▶ **Listed records**:
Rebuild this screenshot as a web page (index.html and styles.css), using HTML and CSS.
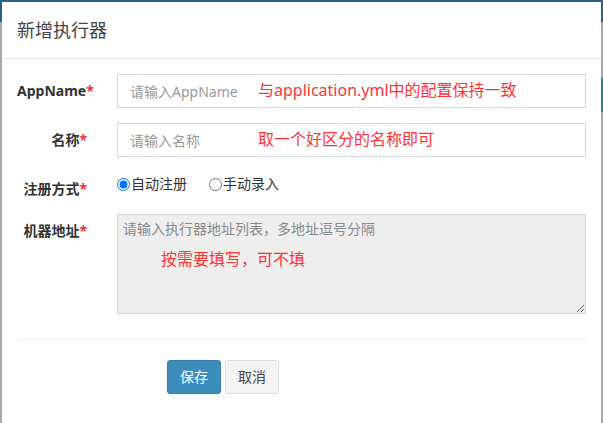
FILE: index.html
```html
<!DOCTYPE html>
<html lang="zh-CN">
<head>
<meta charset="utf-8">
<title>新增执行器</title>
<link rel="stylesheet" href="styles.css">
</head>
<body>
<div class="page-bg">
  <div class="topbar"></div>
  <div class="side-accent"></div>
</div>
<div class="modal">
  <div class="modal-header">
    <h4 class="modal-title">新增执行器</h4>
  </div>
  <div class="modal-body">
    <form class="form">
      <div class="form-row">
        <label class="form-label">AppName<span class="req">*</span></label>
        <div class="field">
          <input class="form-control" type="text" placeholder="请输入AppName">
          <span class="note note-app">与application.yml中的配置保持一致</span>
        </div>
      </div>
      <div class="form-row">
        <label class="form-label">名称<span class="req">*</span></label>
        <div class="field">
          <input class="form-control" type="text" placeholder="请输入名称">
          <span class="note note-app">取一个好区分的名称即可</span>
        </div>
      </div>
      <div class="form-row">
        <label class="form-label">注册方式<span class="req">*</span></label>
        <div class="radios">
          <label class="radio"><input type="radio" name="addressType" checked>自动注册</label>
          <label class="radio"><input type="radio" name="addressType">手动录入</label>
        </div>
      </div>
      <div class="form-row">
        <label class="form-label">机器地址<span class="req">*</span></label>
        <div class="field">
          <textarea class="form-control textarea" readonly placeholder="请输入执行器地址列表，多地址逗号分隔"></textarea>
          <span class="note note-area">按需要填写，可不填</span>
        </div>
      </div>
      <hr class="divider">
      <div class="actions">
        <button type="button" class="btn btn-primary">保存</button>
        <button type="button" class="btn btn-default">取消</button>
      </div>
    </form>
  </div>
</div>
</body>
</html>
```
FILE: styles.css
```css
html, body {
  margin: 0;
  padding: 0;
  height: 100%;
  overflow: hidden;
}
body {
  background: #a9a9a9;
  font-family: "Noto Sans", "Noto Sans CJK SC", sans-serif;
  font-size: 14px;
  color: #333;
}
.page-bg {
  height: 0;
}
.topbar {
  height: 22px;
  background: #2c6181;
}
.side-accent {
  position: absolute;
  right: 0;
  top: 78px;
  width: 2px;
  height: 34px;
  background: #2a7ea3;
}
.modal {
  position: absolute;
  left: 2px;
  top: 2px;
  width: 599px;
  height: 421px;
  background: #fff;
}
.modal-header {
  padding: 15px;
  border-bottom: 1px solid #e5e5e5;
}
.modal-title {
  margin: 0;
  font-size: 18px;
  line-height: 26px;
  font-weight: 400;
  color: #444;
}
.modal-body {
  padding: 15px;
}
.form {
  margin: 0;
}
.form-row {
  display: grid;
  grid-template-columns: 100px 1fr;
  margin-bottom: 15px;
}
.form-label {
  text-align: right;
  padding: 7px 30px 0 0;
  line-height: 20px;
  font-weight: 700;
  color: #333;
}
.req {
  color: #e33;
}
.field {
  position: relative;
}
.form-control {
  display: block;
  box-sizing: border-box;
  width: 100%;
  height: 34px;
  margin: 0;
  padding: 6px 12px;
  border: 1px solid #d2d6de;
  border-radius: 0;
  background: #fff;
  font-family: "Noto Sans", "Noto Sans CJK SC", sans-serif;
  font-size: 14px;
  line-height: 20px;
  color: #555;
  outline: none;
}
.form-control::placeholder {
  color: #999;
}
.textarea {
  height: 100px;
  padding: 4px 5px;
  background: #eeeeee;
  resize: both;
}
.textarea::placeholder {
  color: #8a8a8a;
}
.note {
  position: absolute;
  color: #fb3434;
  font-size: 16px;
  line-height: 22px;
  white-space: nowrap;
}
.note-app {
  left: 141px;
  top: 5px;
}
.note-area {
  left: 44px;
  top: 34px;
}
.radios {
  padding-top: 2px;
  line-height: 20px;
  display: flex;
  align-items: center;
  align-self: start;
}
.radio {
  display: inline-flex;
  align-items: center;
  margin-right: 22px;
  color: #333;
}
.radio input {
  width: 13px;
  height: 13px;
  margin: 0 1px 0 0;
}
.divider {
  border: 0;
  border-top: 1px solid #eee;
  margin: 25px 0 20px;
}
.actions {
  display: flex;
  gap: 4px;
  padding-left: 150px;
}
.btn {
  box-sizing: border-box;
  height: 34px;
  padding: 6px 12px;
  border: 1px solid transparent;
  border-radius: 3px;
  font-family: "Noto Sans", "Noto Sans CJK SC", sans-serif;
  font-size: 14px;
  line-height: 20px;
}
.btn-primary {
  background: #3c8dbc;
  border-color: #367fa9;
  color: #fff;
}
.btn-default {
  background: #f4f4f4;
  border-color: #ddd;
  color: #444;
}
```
--
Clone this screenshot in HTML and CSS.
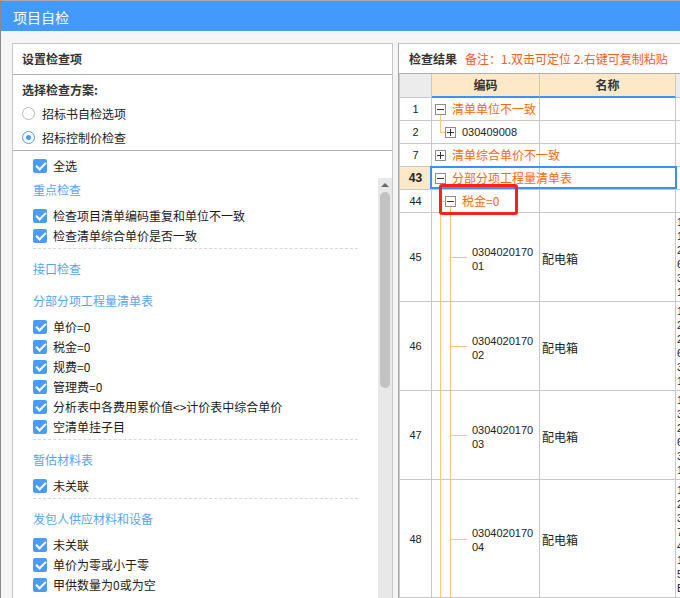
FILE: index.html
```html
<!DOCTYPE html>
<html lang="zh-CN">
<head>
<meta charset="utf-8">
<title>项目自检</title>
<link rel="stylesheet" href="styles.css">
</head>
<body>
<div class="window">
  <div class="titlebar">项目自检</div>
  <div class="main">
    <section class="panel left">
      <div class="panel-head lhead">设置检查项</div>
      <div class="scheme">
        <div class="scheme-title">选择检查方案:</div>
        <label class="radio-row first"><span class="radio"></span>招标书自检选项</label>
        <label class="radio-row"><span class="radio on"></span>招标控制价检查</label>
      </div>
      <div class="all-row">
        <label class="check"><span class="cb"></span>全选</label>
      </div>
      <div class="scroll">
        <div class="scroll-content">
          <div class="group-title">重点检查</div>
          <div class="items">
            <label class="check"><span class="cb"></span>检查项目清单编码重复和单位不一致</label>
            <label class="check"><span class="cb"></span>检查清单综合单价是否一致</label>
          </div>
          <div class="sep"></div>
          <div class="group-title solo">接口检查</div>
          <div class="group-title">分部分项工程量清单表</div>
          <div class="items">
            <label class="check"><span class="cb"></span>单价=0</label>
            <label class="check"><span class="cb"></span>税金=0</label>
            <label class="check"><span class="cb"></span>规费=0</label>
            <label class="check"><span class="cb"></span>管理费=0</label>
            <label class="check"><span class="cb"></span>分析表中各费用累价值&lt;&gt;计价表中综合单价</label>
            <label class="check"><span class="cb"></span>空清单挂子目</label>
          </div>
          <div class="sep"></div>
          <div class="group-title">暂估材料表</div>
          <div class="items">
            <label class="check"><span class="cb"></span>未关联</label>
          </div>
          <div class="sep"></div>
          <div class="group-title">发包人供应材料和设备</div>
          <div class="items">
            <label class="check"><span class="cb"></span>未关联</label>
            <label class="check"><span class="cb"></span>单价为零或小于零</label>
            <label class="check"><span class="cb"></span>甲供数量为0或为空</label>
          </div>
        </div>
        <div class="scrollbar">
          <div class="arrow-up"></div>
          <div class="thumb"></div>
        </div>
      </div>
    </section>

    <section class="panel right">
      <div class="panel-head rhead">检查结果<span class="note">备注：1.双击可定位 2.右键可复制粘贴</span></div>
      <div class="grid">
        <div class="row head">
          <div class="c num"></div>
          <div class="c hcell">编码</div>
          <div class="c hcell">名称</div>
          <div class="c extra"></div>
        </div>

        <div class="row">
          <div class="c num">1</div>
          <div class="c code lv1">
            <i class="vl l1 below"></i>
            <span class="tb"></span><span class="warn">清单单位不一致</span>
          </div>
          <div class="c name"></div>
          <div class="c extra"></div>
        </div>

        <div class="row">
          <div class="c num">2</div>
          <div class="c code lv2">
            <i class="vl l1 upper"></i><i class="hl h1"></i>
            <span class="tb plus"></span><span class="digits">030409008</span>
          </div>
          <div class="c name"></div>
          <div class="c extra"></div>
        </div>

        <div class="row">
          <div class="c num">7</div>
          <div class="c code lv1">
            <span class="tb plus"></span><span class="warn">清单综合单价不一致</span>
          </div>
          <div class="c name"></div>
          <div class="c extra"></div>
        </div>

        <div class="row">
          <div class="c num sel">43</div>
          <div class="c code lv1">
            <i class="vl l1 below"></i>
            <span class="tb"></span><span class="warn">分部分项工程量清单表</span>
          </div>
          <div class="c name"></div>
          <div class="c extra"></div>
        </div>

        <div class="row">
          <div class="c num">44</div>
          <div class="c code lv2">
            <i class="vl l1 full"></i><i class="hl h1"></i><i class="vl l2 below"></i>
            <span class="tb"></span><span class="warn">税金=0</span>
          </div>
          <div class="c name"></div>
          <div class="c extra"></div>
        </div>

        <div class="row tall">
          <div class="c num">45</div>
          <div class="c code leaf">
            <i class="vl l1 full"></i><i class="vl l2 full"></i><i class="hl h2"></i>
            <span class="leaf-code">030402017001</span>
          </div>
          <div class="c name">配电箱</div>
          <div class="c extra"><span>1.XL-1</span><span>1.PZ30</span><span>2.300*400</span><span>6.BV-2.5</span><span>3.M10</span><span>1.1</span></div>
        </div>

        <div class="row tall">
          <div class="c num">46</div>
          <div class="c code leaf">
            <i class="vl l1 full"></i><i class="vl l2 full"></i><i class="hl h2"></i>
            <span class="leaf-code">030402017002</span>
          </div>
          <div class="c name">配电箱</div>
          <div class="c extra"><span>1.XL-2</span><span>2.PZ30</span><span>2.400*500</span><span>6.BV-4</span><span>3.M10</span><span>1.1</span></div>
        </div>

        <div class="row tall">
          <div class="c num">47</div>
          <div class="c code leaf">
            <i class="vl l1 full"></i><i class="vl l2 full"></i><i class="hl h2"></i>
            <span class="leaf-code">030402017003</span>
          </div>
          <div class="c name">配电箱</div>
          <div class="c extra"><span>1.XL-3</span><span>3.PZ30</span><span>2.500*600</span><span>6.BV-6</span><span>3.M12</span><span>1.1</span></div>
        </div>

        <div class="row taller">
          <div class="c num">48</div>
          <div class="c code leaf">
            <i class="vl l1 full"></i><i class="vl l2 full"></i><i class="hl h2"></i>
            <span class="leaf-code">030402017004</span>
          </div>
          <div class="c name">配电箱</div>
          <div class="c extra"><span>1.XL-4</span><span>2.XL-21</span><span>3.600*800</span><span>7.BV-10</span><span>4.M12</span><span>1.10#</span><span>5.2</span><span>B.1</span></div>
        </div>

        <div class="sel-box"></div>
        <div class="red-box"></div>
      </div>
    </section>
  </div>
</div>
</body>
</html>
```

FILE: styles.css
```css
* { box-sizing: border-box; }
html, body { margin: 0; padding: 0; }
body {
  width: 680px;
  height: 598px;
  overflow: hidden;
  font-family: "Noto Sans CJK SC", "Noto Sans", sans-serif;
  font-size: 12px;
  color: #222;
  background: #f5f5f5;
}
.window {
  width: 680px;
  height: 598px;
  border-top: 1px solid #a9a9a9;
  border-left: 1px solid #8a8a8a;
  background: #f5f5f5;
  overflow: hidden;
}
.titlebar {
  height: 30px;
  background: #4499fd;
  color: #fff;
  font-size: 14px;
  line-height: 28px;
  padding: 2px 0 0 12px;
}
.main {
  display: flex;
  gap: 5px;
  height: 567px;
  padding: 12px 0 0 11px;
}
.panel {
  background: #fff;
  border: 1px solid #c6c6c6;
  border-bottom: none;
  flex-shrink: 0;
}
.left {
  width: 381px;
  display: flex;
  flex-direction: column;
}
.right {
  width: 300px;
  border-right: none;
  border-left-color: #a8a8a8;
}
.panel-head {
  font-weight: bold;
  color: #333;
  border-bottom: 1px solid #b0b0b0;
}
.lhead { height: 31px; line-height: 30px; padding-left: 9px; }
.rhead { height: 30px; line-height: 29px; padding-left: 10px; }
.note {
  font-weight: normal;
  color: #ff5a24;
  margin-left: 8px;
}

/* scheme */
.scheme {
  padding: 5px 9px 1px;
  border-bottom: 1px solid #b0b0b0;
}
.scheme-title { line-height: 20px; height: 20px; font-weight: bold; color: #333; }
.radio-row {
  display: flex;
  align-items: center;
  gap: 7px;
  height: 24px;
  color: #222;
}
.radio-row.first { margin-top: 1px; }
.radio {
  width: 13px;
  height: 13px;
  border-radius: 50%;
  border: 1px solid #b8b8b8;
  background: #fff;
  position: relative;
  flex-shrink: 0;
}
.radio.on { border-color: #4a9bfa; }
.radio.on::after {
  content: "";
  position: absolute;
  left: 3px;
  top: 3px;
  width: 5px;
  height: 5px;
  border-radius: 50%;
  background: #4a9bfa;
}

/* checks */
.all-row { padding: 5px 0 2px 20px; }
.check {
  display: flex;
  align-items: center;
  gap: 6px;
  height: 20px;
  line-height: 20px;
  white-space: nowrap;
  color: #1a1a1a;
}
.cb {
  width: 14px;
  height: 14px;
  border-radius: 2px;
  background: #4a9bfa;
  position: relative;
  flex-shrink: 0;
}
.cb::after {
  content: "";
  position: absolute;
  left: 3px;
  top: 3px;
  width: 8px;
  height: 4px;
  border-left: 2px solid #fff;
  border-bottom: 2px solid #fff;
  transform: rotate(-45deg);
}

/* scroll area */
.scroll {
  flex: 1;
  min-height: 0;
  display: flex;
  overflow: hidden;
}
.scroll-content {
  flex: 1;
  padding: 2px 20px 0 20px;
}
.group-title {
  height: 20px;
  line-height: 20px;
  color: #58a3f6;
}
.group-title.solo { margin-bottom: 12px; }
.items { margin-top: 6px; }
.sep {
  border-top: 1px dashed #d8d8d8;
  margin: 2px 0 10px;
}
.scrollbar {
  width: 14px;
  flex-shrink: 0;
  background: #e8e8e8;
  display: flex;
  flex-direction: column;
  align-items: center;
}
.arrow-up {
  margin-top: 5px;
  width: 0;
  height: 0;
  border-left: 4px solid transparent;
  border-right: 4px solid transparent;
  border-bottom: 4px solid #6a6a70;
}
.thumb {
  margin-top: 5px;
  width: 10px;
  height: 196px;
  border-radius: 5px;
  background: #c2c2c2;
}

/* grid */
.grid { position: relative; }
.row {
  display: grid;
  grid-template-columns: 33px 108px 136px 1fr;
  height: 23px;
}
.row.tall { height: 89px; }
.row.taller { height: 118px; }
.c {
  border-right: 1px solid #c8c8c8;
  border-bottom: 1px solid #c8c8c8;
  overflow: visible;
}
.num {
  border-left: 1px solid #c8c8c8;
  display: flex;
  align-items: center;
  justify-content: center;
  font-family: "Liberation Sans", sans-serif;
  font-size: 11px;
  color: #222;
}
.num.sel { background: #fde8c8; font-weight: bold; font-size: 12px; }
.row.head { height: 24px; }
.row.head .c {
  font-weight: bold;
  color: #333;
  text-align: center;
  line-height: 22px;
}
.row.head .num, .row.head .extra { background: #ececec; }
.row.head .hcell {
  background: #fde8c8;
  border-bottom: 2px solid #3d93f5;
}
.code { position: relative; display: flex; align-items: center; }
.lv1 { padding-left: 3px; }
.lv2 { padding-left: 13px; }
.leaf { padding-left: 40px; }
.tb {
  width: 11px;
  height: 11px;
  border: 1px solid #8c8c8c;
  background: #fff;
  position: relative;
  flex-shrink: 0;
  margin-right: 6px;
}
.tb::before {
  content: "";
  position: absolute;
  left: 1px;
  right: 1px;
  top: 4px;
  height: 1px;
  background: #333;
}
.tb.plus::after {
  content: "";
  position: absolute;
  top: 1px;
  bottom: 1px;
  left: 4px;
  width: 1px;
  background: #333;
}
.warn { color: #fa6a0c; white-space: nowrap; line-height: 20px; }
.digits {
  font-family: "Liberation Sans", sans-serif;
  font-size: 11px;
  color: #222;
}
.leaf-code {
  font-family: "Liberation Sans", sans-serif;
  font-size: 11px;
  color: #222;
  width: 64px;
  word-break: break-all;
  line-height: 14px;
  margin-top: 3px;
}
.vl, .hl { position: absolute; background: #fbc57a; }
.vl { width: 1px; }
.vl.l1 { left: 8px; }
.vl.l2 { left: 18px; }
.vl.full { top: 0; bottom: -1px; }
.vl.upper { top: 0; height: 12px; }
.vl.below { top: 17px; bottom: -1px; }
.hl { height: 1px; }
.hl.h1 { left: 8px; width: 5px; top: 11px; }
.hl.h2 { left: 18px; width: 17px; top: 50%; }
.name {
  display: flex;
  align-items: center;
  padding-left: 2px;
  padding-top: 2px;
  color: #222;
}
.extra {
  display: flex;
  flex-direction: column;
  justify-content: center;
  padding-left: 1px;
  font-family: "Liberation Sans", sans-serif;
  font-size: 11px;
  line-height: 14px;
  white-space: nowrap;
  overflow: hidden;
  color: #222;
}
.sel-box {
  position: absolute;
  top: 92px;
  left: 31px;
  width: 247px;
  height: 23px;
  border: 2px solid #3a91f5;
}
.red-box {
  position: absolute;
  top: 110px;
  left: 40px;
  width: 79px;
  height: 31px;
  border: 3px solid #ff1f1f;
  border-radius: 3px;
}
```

▶ **Given exercise**: Lines containing the word "screenshot" must all be returned from the material above.

▶ **Exercise output**:
Rebuild this screenshot as a web page (index.html and styles.css), using HTML and CSS.
Clone this screenshot in HTML and CSS.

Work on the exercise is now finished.